*SHORT TASK*:
Each line from the beginning of the data below through the line containing "</history-list>" should be repeated exactly, please.

++++ DATA SHOWN

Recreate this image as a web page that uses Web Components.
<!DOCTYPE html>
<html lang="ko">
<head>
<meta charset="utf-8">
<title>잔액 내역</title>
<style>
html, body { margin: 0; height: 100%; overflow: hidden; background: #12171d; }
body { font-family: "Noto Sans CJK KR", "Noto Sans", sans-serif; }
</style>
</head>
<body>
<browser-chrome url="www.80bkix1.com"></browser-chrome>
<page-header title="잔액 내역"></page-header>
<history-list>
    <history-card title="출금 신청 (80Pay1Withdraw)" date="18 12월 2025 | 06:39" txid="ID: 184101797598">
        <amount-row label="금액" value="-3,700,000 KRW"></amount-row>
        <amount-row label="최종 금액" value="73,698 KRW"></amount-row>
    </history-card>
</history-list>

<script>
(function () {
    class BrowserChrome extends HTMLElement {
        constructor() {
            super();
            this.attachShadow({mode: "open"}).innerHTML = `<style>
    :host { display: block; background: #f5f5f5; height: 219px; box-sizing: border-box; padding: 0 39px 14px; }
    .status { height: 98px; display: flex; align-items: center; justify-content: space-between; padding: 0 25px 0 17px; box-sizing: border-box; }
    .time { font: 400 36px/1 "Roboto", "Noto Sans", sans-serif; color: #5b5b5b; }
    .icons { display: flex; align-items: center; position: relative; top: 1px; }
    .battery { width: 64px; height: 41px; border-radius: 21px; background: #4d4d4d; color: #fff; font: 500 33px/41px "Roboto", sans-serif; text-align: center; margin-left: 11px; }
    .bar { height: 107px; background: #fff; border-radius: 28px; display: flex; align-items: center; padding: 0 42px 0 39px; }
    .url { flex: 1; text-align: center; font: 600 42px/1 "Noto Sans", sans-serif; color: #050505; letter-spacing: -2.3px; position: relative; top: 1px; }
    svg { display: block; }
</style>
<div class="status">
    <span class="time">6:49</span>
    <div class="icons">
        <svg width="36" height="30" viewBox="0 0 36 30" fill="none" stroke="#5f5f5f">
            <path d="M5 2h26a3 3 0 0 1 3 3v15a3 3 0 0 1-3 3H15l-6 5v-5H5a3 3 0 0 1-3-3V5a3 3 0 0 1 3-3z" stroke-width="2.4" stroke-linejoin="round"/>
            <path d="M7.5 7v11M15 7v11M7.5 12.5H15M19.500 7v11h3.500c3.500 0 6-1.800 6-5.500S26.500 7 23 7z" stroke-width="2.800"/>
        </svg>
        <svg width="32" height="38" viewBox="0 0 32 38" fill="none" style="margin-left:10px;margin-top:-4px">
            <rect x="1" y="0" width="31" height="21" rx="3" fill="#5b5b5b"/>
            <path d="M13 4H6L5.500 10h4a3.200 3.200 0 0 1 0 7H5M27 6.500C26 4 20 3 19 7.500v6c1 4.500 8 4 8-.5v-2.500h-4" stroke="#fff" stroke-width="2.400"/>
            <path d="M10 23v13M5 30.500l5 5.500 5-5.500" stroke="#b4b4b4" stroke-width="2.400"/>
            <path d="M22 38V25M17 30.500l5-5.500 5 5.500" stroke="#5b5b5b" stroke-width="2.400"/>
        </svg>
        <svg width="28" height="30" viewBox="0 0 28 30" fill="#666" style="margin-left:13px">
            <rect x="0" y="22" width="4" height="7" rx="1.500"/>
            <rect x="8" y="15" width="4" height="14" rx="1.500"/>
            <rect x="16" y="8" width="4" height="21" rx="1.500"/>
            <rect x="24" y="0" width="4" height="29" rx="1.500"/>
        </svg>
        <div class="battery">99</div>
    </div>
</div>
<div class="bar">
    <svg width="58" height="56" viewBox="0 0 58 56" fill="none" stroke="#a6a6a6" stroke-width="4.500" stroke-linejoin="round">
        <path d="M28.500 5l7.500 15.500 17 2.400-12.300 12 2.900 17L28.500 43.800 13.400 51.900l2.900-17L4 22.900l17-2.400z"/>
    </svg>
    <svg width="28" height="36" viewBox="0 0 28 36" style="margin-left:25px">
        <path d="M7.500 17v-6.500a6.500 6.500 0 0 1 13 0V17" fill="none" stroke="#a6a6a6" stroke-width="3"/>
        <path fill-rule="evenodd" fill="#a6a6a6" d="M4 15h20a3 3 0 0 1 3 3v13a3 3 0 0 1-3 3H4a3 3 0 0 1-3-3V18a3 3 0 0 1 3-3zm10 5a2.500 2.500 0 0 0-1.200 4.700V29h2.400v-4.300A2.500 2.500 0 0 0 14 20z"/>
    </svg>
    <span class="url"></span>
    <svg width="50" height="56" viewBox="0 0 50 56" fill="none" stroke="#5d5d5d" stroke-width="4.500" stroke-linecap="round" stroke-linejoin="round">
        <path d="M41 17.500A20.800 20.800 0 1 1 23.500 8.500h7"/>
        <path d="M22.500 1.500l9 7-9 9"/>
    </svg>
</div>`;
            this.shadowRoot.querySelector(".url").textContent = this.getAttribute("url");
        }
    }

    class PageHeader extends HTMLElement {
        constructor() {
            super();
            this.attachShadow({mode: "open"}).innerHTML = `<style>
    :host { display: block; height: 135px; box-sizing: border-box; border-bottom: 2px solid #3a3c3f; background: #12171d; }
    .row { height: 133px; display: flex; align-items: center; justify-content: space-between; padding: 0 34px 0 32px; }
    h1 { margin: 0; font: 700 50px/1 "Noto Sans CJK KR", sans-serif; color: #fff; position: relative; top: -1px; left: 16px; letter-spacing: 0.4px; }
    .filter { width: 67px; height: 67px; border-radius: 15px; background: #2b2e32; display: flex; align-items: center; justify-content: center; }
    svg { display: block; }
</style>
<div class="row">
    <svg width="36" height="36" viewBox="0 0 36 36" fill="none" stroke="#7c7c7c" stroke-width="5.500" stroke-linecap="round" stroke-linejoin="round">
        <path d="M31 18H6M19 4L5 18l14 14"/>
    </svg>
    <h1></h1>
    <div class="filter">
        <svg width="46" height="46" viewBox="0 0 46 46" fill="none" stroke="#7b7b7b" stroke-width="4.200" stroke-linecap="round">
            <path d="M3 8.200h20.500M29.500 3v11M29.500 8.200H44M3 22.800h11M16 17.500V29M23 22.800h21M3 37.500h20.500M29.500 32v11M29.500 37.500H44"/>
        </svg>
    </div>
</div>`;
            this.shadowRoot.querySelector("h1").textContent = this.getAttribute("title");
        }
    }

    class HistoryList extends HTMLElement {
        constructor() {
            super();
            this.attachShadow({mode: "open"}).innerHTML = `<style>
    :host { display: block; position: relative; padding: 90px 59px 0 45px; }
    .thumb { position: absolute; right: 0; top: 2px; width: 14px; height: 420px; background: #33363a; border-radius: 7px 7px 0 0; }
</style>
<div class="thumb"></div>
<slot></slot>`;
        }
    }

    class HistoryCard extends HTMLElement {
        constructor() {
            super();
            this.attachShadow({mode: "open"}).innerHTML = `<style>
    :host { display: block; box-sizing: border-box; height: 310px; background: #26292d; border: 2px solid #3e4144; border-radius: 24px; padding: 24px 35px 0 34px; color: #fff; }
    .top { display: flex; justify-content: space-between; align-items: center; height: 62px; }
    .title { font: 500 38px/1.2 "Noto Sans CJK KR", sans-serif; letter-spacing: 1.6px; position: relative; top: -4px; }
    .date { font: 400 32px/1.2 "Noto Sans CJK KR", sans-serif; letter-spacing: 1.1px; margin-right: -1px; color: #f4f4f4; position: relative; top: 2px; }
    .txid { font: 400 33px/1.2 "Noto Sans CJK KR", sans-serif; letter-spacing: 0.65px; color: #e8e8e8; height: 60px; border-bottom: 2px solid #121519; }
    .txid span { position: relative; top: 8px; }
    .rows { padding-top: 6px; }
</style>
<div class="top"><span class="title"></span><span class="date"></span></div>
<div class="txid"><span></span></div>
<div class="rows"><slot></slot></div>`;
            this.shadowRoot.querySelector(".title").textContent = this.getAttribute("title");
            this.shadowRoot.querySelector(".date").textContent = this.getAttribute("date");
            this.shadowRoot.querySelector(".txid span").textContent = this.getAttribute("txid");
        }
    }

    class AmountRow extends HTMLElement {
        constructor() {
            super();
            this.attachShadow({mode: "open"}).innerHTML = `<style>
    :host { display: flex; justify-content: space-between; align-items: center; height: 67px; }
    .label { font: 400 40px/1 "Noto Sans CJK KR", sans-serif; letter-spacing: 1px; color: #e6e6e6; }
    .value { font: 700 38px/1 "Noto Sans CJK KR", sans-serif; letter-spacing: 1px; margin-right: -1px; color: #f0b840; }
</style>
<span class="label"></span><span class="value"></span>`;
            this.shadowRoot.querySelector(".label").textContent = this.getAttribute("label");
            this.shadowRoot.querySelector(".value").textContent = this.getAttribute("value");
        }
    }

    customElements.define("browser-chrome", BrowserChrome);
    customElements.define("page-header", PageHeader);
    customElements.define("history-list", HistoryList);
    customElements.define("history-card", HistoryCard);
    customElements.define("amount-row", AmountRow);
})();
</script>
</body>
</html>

++++++++

*ANSWER TO THIS PROBLEM*:
Recreate this image as a web page that uses Web Components.
<!DOCTYPE html>
<html lang="ko">
<head>
<meta charset="utf-8">
<title>잔액 내역</title>
<style>
html, body { margin: 0; height: 100%; overflow: hidden; background: #12171d; }
body { font-family: "Noto Sans CJK KR", "Noto Sans", sans-serif; }
</style>
</head>
<body>
<browser-chrome url="www.80bkix1.com"></browser-chrome>
<page-header title="잔액 내역"></page-header>
<history-list>
    <history-card title="출금 신청 (80Pay1Withdraw)" date="18 12월 2025 | 06:39" txid="ID: 184101797598">
        <amount-row label="금액" value="-3,700,000 KRW"></amount-row>
        <amount-row label="최종 금액" value="73,698 KRW"></amount-row>
    </history-card>
</history-list>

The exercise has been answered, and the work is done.